Major environmental conflicts in Tamil Nadu

Published : Jun 06, 2018 12:30 IST

Most community-led protests relating to environmental issues in Tamil Nadu have been put down with a heavy hand or have fizzled out for one reason or the other.

The protests against the coal-bed methane project, which was spearheaded by the green crusader G. Nammalwar in 2010 in Mannargudi, is claimed to be a success even though there is a version that the contractor gave up the project because it was not commercially viable. It was easy for the authorities to deny that the project was aimed at extracting coal-bed methane simply because a licence was given for prospecting; there was no specific licence for methane extraction.

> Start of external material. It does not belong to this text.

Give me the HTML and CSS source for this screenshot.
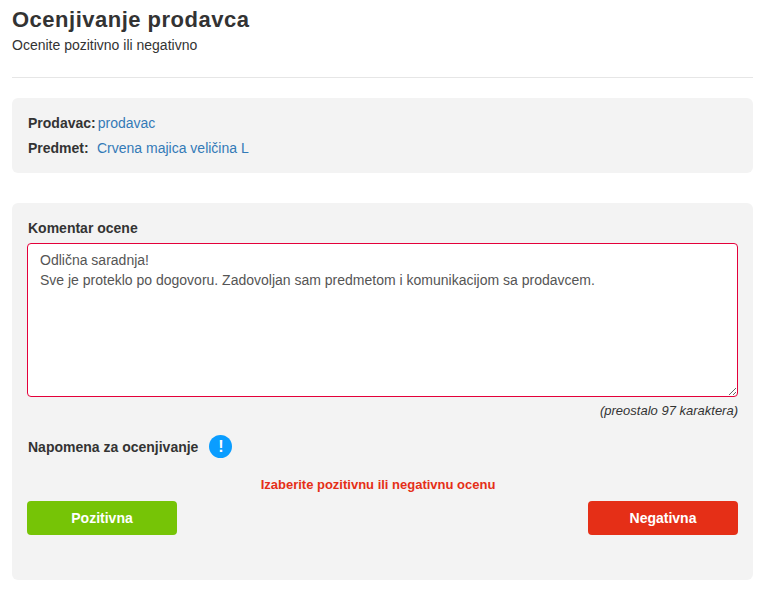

The protest against the laying of Gail Limited’s pipeline from Kochi to Bengaluru via Tamil Nadu, which passed through agricultural lands, was the only issue in which the State government did an about turn after agreeing to a project. Gail Limited’s project proposed setting up a southern gas grid, and as much as 310 kilometres of the 871 km pipeline was to pass through Tamil Nadu. The project, conceived in 2007, was met with protest from farmers in 2012. Taking the side of the farmers just ahead of the 2014 Lok Sabha elections, the State government ordered the removal of the pipeline and demanded that Gail pay the farmers compensation. Gail received favourable orders from the Madras High Court. The State government approached the Supreme Court to get them nullified. As of now, the project is in limbo.

The prolonged protest against Sterlite Industries in Thoothukudi is only one of the many common man-industry flashpoints in Tamil Nadu. Prominent among these are the protests against nuclear power plants in Koodankulam and Kalpakkam; the neutrino project, which was initially to be set up in the Nilgiris and then was shifted to Theni; the proposed hydrocarbon project at Neduvasal; the Oil and Natural Gas Commission (ONGC) pipeline leak at Kadiramangalam; the mercury poisoning in Kodaikanal; and the Enayam port project in Kanyakumari.

The Neduvasal and Kadiramangalam protests gained attention because they continued even after the 2017 jallikattu agitation, and some of the prominent young voices of the jallikaattu movement were also seen in these protests. The protests in Neduvasal began following the February 15, 2017, announcement of the Union government awarding contracts for prospecting for hydrocarbons. People point to oil leaks of 2010, 2011 and 2012, and insist that ONGC must abandon the prospecting. But it is in no mood to listen—it has about 200 oilwells in the region, and has insisted that the process it follows does not lead to environmental degradation.

The Neduvasal protest has been suspended for now. However, the protest at Kadiramangalam is continuing, and is nearing the 400-day mark. Only a few people gather at the venue of the protest though, and on special occasions, opposition politicians, Tamil nationalists and others join in.

By far the biggest and most-prolonged agitation is the one against the Koodankulam Nuclear Power Project, which was dealt with a heavy hand by both the Dravida Munnetra Kazhagam (DMK) and All India Anna Dravida Munnetra Kazhagam (AIADMK) governments. Protests began soon after the 2011 Fukushima accident in Japan though the project was begun in 2000. Repeated police action, slapping of sedition charges against a large number of people, arbitrary arrests and the exhibition of the might of the state for a prolonged period finally led to the winding up of the agitation.

Fishermen along the Tamil Nadu coast, from Ennore to Enayam, have had many reasons to protest. The collision between two ships off Ennore affected the livelihood of a large number of fishermen living along the Chennai coast. Once the television crews left the scene, clean-up crews followed suit, and fishermen were left to clean up the mess. Both the ships were let off. In Thoothukudi, fishermen believe that the functioning of Sterlite has affected the availability of fish in the Gulf of Mannar. According to the Centre for Science and Environment, “While taking Environment Clearance, the company had flouted norms by misrepresenting facts and giving a faulty Environmental Impact Assessment report. Firstly, it said that the plant was not located within 25 km of the ecologically sensitive area, which was found to be wrong as the plant is located near Munnar Marine National Park.”

Fishermen were clear about the Enayam port project. In an interaction with the District Collector and officials in August 2017, representatives of fishermen associations said that if the International Container Transhipment Terminal were to be established in the densely populated fishermen locality, it would wipe out their livelihood.

There have been local agitations, too, mostly relating to water contamination and air pollution. The Environment Justice Atlas, which documents and catalogues social conflict around environmental issues, lists beach sand mining for ilmenite, Cheyyur thermal power plant, Enayam port, Ennore coal plant, Neduvasal, Kavuthi-Vediappan hills (iron ore mining), the Kodungaiyur dumping site, Koodankulam, Noyyal river basin, Kathiramangalam, Sterlite, and the Kodaikanal mercury poisoning, among the major conflicts in Tamil Nadu.